245 Pa. 114 | Pa. | 1914
Opinion by
We fully agree with the general conclusions reached by the learned court below, and nothing contained in this record, or said in the argument, would warrant us in disturbing the decree refusing the motion for a preliminary injunction. If the case in any of its aspects involves the reasonableness or unreasonableness of water rates, it is a sufficient answer to say that the section of the Act of April 29, 1874, P. L. 73, which gave courts the power to determine questions of this character was repealed by the Public Service Company Law, approved July 26, 1913, P. L. 1374. In other words the legislature took this power away from the courts and conferred it upon the Public Service Commission.
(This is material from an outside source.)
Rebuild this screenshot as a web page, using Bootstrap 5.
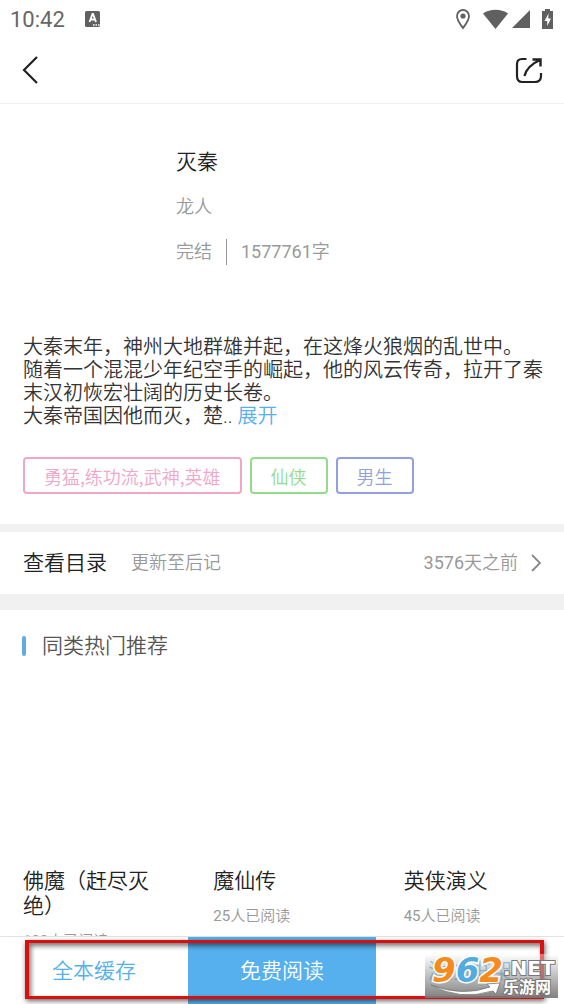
<!DOCTYPE html>
<html lang="zh-CN">
<head>
<meta charset="utf-8">
<meta name="viewport" content="width=device-width, initial-scale=1">
<title>灭秦</title>
<link rel="stylesheet" href="https://cdn.jsdelivr.net/npm/bootstrap@5.3.0/dist/css/bootstrap.min.css">
<style>
body{font-family:Roboto,"Noto Sans CJK SC",sans-serif;font-weight:350;color:#222;background:#fff}
a{text-decoration:none}
.status{height:38px;padding:0 11px 0 10px;color:#666;font-size:22px;font-weight:400}
.topbar{height:66px;padding:0 20px;border-bottom:1px solid #f1f1f1}
.plain{border:0;background:none;padding:0;line-height:1;color:#222}
.gap-before{margin-left:12px}
.t21{font-size:21px;line-height:26px;font-weight:350}
.t18{font-size:18px;line-height:24px;font-weight:350}
.t15{font-size:15px;line-height:20px}
.soft{color:#999}
.info{padding:45px 23px 0 176px;height:232px}
.author,.meta{margin-top:20px}
.rule{width:1px;height:26px;background:#999;margin:0 14px}
.intro{font-size:20px;line-height:23px;padding:0 20px 0 23px;color:#333}
.intro a{color:#55b0ed}
.tags{padding:29px 23px 30px}
.tagbtn{height:37px;border:2px solid currentColor;border-radius:4px;background:#fff;padding:0 19px;font-family:"Noto Sans CJK SC",sans-serif;line-height:30px}
.pink{color:#f0a6c8}.green{color:#92dc8c}.violet{color:#929fe2}
.band{background:#f1f1f1}
.catalog{height:62px;padding:0 20px 0 23px;color:#222}
.section-title{padding:23px 22px 0;gap:16px;color:#555}
.bar{width:4px;height:20px;border-radius:2px;background:#62abe4}
.books{display:grid;grid-template-columns:repeat(3,1fr);column-gap:53px;padding:0 23px}
.cover{height:210px}
.bookname{font-size:21px;line-height:25px;font-weight:350;color:#222;margin-bottom:12px}
.actions{height:68px;border-top:1px solid #e2e2e2;background:#fff}
.actions button{border:0;border-radius:0;background:#fff;color:#55b0ed}
.actions .read{background:#55b0ed;color:#fff}
.frame{position:absolute;inset:3px 20px 5px 25px;border:4px solid #d9100f;border-width:3px 4px;box-shadow:1px 2px 5px #0009,inset 2px 3px 5px #0008;pointer-events:none}
.stamp{position:absolute;right:6px;bottom:6px;width:133px;height:44px;background:linear-gradient(#ffffff66,#777777ee);pointer-events:none}
</style>
</head>
<body>
<div class="d-flex flex-column vh-100 overflow-hidden">
<header class="flex-shrink-0">
<div class="status d-flex align-items-center">
<span>10:42</span>
<svg class="ms-3" width="24" height="18" viewBox="0 0 24 18" role="img" aria-label="输入法"><rect x="4" y="1" width="15" height="16" rx="1.500" fill="#606060"/><path d="m8.500 12 3-8h.500l3 8M9.500 9.500h4.600" fill="none" stroke="#fff" stroke-width="1.800"/><path d="M12 15h1.500m1 0H16m1 0h1.500" stroke="#fff" stroke-width="1.300"/></svg>
<svg class="ms-auto" width="16" height="22" viewBox="0 0 16 22"><path d="M8 20C5 16 2 12.500 2 8a6 6 0 0 1 12 0c0 4.500-3 8-6 12z" fill="none" stroke="#606060" stroke-width="1.800"/><circle cx="8" cy="8" r="2.600" fill="#606060"/></svg>
<svg class="gap-before" width="25" height="20" viewBox="0 0 25 20"><path d="M0 4.500C7-.5 18-.5 25 4.500L12.500 20z" fill="#606060"/></svg>
<svg class="ms-1" width="18" height="18" viewBox="0 0 18 18"><path d="M18 0v18H0z" fill="#606060"/></svg>
<svg class="gap-before" width="11" height="20" viewBox="0 0 11 20"><path d="M3 0h5v2h3v18H0V2h3z" fill="#606060"/><path d="M6.500 4.500 2.500 12h2.700v5L9 9.500H6.300z" fill="#fff"/></svg>
</div>
<nav class="topbar d-flex align-items-center justify-content-between" aria-label="导航">
<button class="plain" aria-label="返回"><svg width="22" height="30" viewBox="0 0 22 30"><path d="M17 1 4 14l13 13" fill="none" stroke="#222" stroke-width="2.200"/></svg></button>
<button class="plain" aria-label="分享"><svg width="30" height="28" viewBox="0 0 30 28"><path d="M12.500 2H8Q3 2 3 7v12q0 6 5 6h13q6 0 6-6v-3" fill="none" stroke="#222" stroke-width="2.200"/><path d="M10.500 19C12 13 17 7 26 3M18.500 2.500H26.500V9.500" fill="none" stroke="#222" stroke-width="2.400"/></svg></button>
</nav>
</header>
<main class="flex-grow-1 overflow-hidden">
<section class="info">
<h1 class="t21 mb-0">灭秦</h1>
<p class="author t18 soft mb-0">龙人</p>
<div class="meta t18 soft d-flex align-items-center"><span>完结</span><span class="rule"></span><span class="fw-normal">1577761<span class="t18">字</span></span></div>
</section>
<p class="intro mb-0">大秦末年，神州大地群雄并起，在这烽火狼烟的乱世中。<br>随着一个混混少年纪空手的崛起，他的风云传奇，拉开了秦末汉初恢宏壮阔的历史长卷。<br>大秦帝国因他而灭，楚.. <a href="#more">展开</a></p>
<div class="tags d-flex gap-2">
<button class="tagbtn t18 pink">勇猛,练功流,武神,英雄</button><button class="tagbtn t18 green">仙侠</button><button class="tagbtn t18 violet">男生</button>
</div>
<div class="band pt-2"></div>
<a class="catalog d-flex align-items-center" href="#catalog"><span class="t21">查看目录</span><span class="t18 soft ms-4">更新至后记</span><span class="soft ms-auto fs-6"><span class="t18 fw-normal">3576</span><span class="t18">天之前</span></span><svg class="ms-2" width="18" height="20" viewBox="0 0 18 20"><path d="m6 2 8 8-8 8" fill="none" stroke="#888" stroke-width="1.800"/></svg></a>
<div class="band pt-3"></div>
<section>
<div class="section-title d-flex align-items-center"><span class="bar"></span><h2 class="t21 mb-0">同类热门推荐</h2></div>
<div class="books">
<article><div class="cover"></div><h3 class="bookname">佛魔（赶尽灭绝）</h3><p class="t15 soft mb-0"><span class="fw-normal">103</span>人已阅读</p></article>
<article><div class="cover"></div><h3 class="bookname">魔仙传</h3><p class="t15 soft mb-0"><span class="fw-normal">25</span>人已阅读</p></article>
<article><div class="cover"></div><h3 class="bookname">英侠演义</h3><p class="t15 soft mb-0"><span class="fw-normal">45</span>人已阅读</p></article>
</div>
</section>
</main>
<footer class="actions position-relative d-flex flex-shrink-0">
<button class="t21 col-4">全本缓存</button><button class="t21 col-4 read">免费阅读</button><button class="t21 col-4">添加书架</button>
<div class="frame"></div>
<svg class="stamp" viewBox="0 0 133 44" role="img" aria-label="962.NET 乐游网">
<text x="7" y="28" font-family="DejaVu Sans,sans-serif" font-weight="700" font-style="italic" font-size="34" stroke="#fff" stroke-width="3" paint-order="stroke" fill="#f58b1d">9<tspan fill="#53acdf">6</tspan>2</text>
<text x="78" y="21" font-family="DejaVu Sans,sans-serif" font-weight="700" font-size="20" fill="#fff" stroke="#777" stroke-width="2" paint-order="stroke">.NET</text>
<text x="78" y="39" font-family="Noto Sans CJK SC,sans-serif" font-weight="700" font-size="16" fill="#fff" stroke="#777" stroke-width="2" paint-order="stroke">乐游网</text>
<path d="M6 31q31 12 59 2l-3-3 13-1-4 11-3-3Q34 47 6 31z" fill="#fff" stroke="#777" stroke-width=".8"/>
</svg>
</footer>
</div>
<script src="https://cdn.jsdelivr.net/npm/bootstrap@5.3.0/dist/js/bootstrap.bundle.min.js"></script>
</body>
</html>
Hereafter, so long as the Act of 1913 remains in force, the question of the reasonableness of rates established by public service corporations, must in the first instance be submitted to the Public Service Commission when challenged. This is now the declared statutory policy of the law, and it is binding not only upon the interested parties, but upon the courts as well. We do not know that this position is seriously controverted by learned counsel for either side of the present controversy.
We agree with the learned court below that the Public Service Commission is the only tribunal that has the power, as the law now stands, to give the complainants the relief prayed for in the present bill, if such relief be deemed proper.
Decree affirmed at the cost of the appellants.